June 26, 2006

The good, the bad and the ugly.

The good. This Friday was my little brother's going away party, and while parts of it were bad (and down right ugly) parts of it were a lot of fun. I had the pleasure of hanging out with a few friends I haven't spent much time with lately and really enjoyed laughing with everyone all at once.

The bad. What was once Gabe's Birthday Afghan is now unclaimed and sitting on the back burner. I can't bear picking it up at the moment and am torn between finished it as is, or changing it up by using the yarn for something else.

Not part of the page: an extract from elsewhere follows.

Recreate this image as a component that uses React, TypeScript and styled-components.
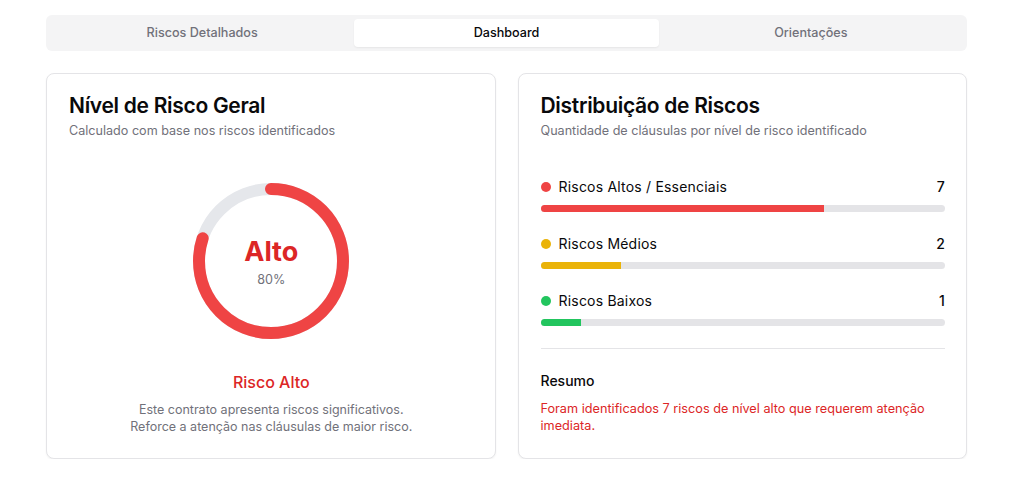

The ugly. Gabe and I are no more. I couldn't tell you exactly what we were, it wasn't an official couple, but it was more than just a friendship. I guess you could say we've been seeing each other for the past six months. He decided on Friday night to tell me that he wasn't happy anymore and that he didn't want a relationship with anyone and that this felt like a relationship to him. Eventually though it came out that while I was in Ohio he started talking to someone else, and instead of being a man and telling me that, he decided to keep coming down here, to keep cuddling with me, kissing me and pretending we were more than just friends. He wavered back and forth on telling me he doesn't want a relationship with anyone and it's not just me to telling me that he wants to see where it goes with this other girl.

He said he wants us to remain friends, and I told him that was fine, but I don't really know if it is. Put aside the fact my ego is totally bruised, he lied to me, not only with his words, but with his actions. I don't know what to believe, I don't know what he's still lying to me about or what he's actually been truthful about. I just know that I have an issue being friends with someone who can so callously throw my feelings aside and play games like that.

So there you go. The good, the bad and the ugly. I'll have some knitting content soon. I'm working exclusively on the Nina Shawl at the moment.